======== Supplied information ========

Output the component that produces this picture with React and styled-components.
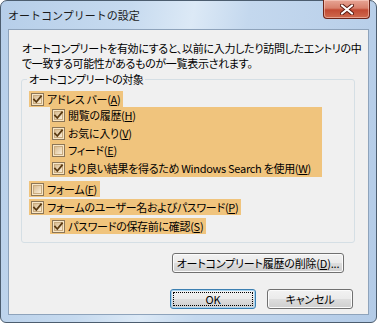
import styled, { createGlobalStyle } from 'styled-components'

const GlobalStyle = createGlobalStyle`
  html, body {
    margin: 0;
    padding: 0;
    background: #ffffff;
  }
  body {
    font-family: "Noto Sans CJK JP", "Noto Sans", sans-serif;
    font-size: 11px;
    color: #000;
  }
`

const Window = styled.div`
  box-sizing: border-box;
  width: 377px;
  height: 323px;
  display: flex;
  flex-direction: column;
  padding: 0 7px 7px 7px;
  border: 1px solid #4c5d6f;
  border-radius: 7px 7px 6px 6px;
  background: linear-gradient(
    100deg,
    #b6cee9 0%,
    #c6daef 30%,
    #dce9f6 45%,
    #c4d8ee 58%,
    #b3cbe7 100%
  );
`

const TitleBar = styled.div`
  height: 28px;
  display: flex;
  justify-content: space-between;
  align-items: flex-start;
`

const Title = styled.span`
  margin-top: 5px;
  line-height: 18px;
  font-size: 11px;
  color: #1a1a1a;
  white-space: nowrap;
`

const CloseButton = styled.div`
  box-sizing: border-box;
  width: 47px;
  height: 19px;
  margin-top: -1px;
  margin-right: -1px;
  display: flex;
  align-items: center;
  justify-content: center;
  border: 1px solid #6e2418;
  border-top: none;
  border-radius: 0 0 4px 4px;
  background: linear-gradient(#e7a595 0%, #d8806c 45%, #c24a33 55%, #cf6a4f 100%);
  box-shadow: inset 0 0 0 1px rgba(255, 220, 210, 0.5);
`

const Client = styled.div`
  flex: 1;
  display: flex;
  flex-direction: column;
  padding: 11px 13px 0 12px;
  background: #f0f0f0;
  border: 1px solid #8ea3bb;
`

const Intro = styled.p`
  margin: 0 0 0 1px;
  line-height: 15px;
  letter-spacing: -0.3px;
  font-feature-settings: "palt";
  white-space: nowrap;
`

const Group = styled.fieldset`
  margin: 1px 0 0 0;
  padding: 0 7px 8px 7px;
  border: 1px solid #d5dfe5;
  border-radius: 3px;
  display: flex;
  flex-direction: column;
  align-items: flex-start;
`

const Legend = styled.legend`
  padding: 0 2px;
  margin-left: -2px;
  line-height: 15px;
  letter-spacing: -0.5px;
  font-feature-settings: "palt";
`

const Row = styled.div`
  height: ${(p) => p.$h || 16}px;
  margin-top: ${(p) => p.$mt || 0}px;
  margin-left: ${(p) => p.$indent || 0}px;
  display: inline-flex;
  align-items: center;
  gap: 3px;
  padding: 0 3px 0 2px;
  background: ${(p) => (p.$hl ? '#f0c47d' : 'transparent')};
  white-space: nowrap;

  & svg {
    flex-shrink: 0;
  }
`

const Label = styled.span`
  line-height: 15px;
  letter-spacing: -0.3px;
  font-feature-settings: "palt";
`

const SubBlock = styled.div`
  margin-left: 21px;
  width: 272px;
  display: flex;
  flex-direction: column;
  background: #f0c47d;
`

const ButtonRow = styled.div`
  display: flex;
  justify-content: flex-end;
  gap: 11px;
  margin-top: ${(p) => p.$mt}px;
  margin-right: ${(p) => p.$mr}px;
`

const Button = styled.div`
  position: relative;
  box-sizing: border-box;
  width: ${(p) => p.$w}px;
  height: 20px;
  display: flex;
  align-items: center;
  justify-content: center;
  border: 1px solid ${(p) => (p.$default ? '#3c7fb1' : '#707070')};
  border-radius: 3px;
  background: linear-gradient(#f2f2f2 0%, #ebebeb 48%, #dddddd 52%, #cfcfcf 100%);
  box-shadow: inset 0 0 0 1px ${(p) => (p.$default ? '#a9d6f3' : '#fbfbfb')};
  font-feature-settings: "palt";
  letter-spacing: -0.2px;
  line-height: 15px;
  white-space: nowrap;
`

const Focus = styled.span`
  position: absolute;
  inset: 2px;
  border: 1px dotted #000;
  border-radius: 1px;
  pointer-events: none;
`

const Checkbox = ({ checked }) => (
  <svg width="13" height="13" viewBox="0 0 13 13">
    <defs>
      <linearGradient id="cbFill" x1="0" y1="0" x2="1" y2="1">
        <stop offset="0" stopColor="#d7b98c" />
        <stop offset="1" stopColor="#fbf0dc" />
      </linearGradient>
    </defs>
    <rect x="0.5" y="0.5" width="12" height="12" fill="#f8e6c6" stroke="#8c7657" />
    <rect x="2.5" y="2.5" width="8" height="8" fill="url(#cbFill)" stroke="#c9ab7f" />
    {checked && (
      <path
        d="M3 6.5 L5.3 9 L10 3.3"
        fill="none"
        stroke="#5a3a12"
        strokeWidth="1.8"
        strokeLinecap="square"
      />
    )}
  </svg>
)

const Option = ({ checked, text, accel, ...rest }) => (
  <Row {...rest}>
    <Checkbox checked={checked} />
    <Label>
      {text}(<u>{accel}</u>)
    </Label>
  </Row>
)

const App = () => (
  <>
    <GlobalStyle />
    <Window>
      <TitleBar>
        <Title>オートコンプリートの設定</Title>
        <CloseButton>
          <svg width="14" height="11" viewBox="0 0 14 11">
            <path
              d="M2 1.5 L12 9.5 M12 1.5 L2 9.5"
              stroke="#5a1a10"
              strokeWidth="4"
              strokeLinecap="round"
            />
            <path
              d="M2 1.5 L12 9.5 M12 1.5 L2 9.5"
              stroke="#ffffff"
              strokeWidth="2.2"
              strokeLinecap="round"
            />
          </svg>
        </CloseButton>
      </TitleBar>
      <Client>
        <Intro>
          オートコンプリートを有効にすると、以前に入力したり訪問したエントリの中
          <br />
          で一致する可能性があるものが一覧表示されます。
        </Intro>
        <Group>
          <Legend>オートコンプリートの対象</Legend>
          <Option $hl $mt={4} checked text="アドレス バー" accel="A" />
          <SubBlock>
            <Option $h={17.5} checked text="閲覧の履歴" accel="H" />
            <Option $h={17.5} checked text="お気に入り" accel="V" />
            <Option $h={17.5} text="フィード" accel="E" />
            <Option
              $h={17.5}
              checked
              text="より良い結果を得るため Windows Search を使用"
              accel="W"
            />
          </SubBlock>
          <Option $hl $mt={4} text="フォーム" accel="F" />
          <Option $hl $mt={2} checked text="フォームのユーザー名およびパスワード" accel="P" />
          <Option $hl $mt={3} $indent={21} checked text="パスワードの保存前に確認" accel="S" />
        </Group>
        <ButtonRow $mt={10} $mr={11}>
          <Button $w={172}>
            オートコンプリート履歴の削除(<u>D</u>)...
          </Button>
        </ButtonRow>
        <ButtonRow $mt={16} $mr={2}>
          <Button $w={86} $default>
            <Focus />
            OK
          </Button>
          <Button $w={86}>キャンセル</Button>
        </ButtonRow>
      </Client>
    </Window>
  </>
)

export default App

========

◆ Direction ◆
Omit the pictures and give the material again, exactly and in full.

◆ The completed task ◆
Output the component that produces this picture with React and styled-components.
import styled, { createGlobalStyle } from 'styled-components'

const GlobalStyle = createGlobalStyle`
  html, body {
    margin: 0;
    padding: 0;
    background: #ffffff;
  }
  body {
    font-family: "Noto Sans CJK JP", "Noto Sans", sans-serif;
    font-size: 11px;
    color: #000;
  }
`

const Window = styled.div`
  box-sizing: border-box;
  width: 377px;
  height: 323px;
  display: flex;
  flex-direction: column;
  padding: 0 7px 7px 7px;
  border: 1px solid #4c5d6f;
  border-radius: 7px 7px 6px 6px;
  background: linear-gradient(
    100deg,
    #b6cee9 0%,
    #c6daef 30%,
    #dce9f6 45%,
    #c4d8ee 58%,
    #b3cbe7 100%
  );
`

const TitleBar = styled.div`
  height: 28px;
  display: flex;
  justify-content: space-between;
  align-items: flex-start;
`

const Title = styled.span`
  margin-top: 5px;
  line-height: 18px;
  font-size: 11px;
  color: #1a1a1a;
  white-space: nowrap;
`

const CloseButton = styled.div`
  box-sizing: border-box;
  width: 47px;
  height: 19px;
  margin-top: -1px;
  margin-right: -1px;
  display: flex;
  align-items: center;
  justify-content: center;
  border: 1px solid #6e2418;
  border-top: none;
  border-radius: 0 0 4px 4px;
  background: linear-gradient(#e7a595 0%, #d8806c 45%, #c24a33 55%, #cf6a4f 100%);
  box-shadow: inset 0 0 0 1px rgba(255, 220, 210, 0.5);
`

const Client = styled.div`
  flex: 1;
  display: flex;
  flex-direction: column;
  padding: 11px 13px 0 12px;
  background: #f0f0f0;
  border: 1px solid #8ea3bb;
`

const Intro = styled.p`
  margin: 0 0 0 1px;
  line-height: 15px;
  letter-spacing: -0.3px;
  font-feature-settings: "palt";
  white-space: nowrap;
`

const Group = styled.fieldset`
  margin: 1px 0 0 0;
  padding: 0 7px 8px 7px;
  border: 1px solid #d5dfe5;
  border-radius: 3px;
  display: flex;
  flex-direction: column;
  align-items: flex-start;
`

const Legend = styled.legend`
  padding: 0 2px;
  margin-left: -2px;
  line-height: 15px;
  letter-spacing: -0.5px;
  font-feature-settings: "palt";
`

const Row = styled.div`
  height: ${(p) => p.$h || 16}px;
  margin-top: ${(p) => p.$mt || 0}px;
  margin-left: ${(p) => p.$indent || 0}px;
  display: inline-flex;
  align-items: center;
  gap: 3px;
  padding: 0 3px 0 2px;
  background: ${(p) => (p.$hl ? '#f0c47d' : 'transparent')};
  white-space: nowrap;

  & svg {
    flex-shrink: 0;
  }
`

const Label = styled.span`
  line-height: 15px;
  letter-spacing: -0.3px;
  font-feature-settings: "palt";
`

const SubBlock = styled.div`
  margin-left: 21px;
  width: 272px;
  display: flex;
  flex-direction: column;
  background: #f0c47d;
`

const ButtonRow = styled.div`
  display: flex;
  justify-content: flex-end;
  gap: 11px;
  margin-top: ${(p) => p.$mt}px;
  margin-right: ${(p) => p.$mr}px;
`

const Button = styled.div`
  position: relative;
  box-sizing: border-box;
  width: ${(p) => p.$w}px;
  height: 20px;
  display: flex;
  align-items: center;
  justify-content: center;
  border: 1px solid ${(p) => (p.$default ? '#3c7fb1' : '#707070')};
  border-radius: 3px;
  background: linear-gradient(#f2f2f2 0%, #ebebeb 48%, #dddddd 52%, #cfcfcf 100%);
  box-shadow: inset 0 0 0 1px ${(p) => (p.$default ? '#a9d6f3' : '#fbfbfb')};
  font-feature-settings: "palt";
  letter-spacing: -0.2px;
  line-height: 15px;
  white-space: nowrap;
`

const Focus = styled.span`
  position: absolute;
  inset: 2px;
  border: 1px dotted #000;
  border-radius: 1px;
  pointer-events: none;
`

const Checkbox = ({ checked }) => (
  <svg width="13" height="13" viewBox="0 0 13 13">
    <defs>
      <linearGradient id="cbFill" x1="0" y1="0" x2="1" y2="1">
        <stop offset="0" stopColor="#d7b98c" />
        <stop offset="1" stopColor="#fbf0dc" />
      </linearGradient>
    </defs>
    <rect x="0.5" y="0.5" width="12" height="12" fill="#f8e6c6" stroke="#8c7657" />
    <rect x="2.5" y="2.5" width="8" height="8" fill="url(#cbFill)" stroke="#c9ab7f" />
    {checked && (
      <path
        d="M3 6.5 L5.3 9 L10 3.3"
        fill="none"
        stroke="#5a3a12"
        strokeWidth="1.8"
        strokeLinecap="square"
      />
    )}
  </svg>
)

const Option = ({ checked, text, accel, ...rest }) => (
  <Row {...rest}>
    <Checkbox checked={checked} />
    <Label>
      {text}(<u>{accel}</u>)
    </Label>
  </Row>
)

const App = () => (
  <>
    <GlobalStyle />
    <Window>
      <TitleBar>
        <Title>オートコンプリートの設定</Title>
        <CloseButton>
          <svg width="14" height="11" viewBox="0 0 14 11">
            <path
              d="M2 1.5 L12 9.5 M12 1.5 L2 9.5"
              stroke="#5a1a10"
              strokeWidth="4"
              strokeLinecap="round"
            />
            <path
              d="M2 1.5 L12 9.5 M12 1.5 L2 9.5"
              stroke="#ffffff"
              strokeWidth="2.2"
              strokeLinecap="round"
            />
          </svg>
        </CloseButton>
      </TitleBar>
      <Client>
        <Intro>
          オートコンプリートを有効にすると、以前に入力したり訪問したエントリの中
          <br />
          で一致する可能性があるものが一覧表示されます。
        </Intro>
        <Group>
          <Legend>オートコンプリートの対象</Legend>
          <Option $hl $mt={4} checked text="アドレス バー" accel="A" />
          <SubBlock>
            <Option $h={17.5} checked text="閲覧の履歴" accel="H" />
            <Option $h={17.5} checked text="お気に入り" accel="V" />
            <Option $h={17.5} text="フィード" accel="E" />
            <Option
              $h={17.5}
              checked
              text="より良い結果を得るため Windows Search を使用"
              accel="W"
            />
          </SubBlock>
          <Option $hl $mt={4} text="フォーム" accel="F" />
          <Option $hl $mt={2} checked text="フォームのユーザー名およびパスワード" accel="P" />
          <Option $hl $mt={3} $indent={21} checked text="パスワードの保存前に確認" accel="S" />
        </Group>
        <ButtonRow $mt={10} $mr={11}>
          <Button $w={172}>
            オートコンプリート履歴の削除(<u>D</u>)...
          </Button>
        </ButtonRow>
        <ButtonRow $mt={16} $mr={2}>
          <Button $w={86} $default>
            <Focus />
            OK
          </Button>
          <Button $w={86}>キャンセル</Button>
        </ButtonRow>
      </Client>
    </Window>
  </>
)

export default App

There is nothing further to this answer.